On January 7, 2011, a former student and an accomplice entered school premises in an attempted burglary, causing US$30,000 in damages . The offenders stole $2,000 in cash and checks, as well as a 22 in television and Xbox 360 system from the ASB student lounge. Both men were then booked into King County Jail on suspicion of second-degree burglary, first degree theft, and malicious mischief.

On February 12, 2015, a student was arrested for allegedly having "inappropriate photos of others" on his electronic devices and sharing them online with social media. Principal John Belcher released a statement urging students with information to come forward, in addition to anyone else who had been victimized. The Snoqualmie Police Department conducted the investigation with the help of Washington State Patrol's Missing and Exploited Children Task Force. Prosecutors considered charging the student with cyber-bullying and possession of child pornography, but no further details have been released.

During 2015 and 2016, an online "March Madness-esque" bracket was created not about basketball, but about women.
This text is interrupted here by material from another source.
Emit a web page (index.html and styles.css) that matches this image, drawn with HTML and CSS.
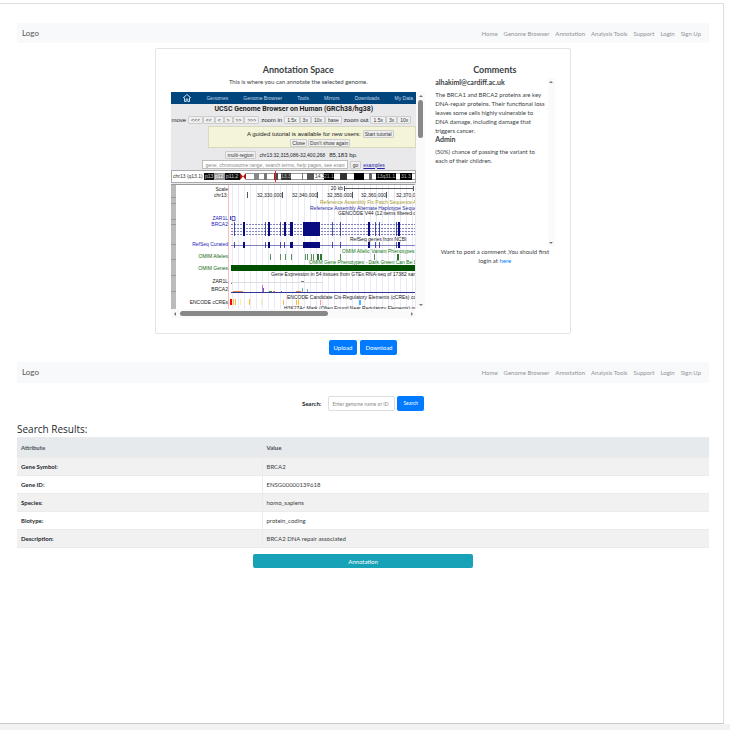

The event was nicknamed the "Hot girl contest" by the student population, where online participants voted on the head-to-head match ups of female students, with the winner moving to the next round. Before being shut down by the school administration, the event received mixed reviews, when the school's gender equality group wore t-shirts in an effort to stop the contest that they said was degrading to female students. Other students said the game was just harmless fun. Administrative consequences in 2015 started effect on Friday, May 8, with consequences including not participating in post-season athletics, prom or graduation ceremonies. Two years later in March 2018 a 16-year-old girl was assaulted near campus, prompting a school lockdown and early dismissal.

In February 2020, an image resurfaced of Principal Belcher at the end of school year car show giving a shaka sign in front of a truck with multiple Confederate flags displayed. As MSHS is a 4a school with very low demographic of students of color, this raised concerns in administration, students and families about that historical connotation. Belcher addressed the concerns through the Snoqualmie Valley Record, expressing in his response that he "[takes] this work to heart and will do all I can do to find equality and justice every day at Mount Si High School." He was later re-hired by the Cle Elum-Roslyn High School as Superintendent around May 25, 2022, and stated that Cle Elum was "On the brink of major growth, changing demands and voices on the system, and a need for what I anticipate will be expansion of the district." With Belcher's resignation, Deb Hay of Lake Stevens High School took his place.

On May 5, 2020, a student died on Mount Si High School premises due to an overdose on fentanyl-laced drugs. This caused an overturn of the school counselors, psychologists and incited the hire of the school's full-time mental health therapist from Friends of Youth.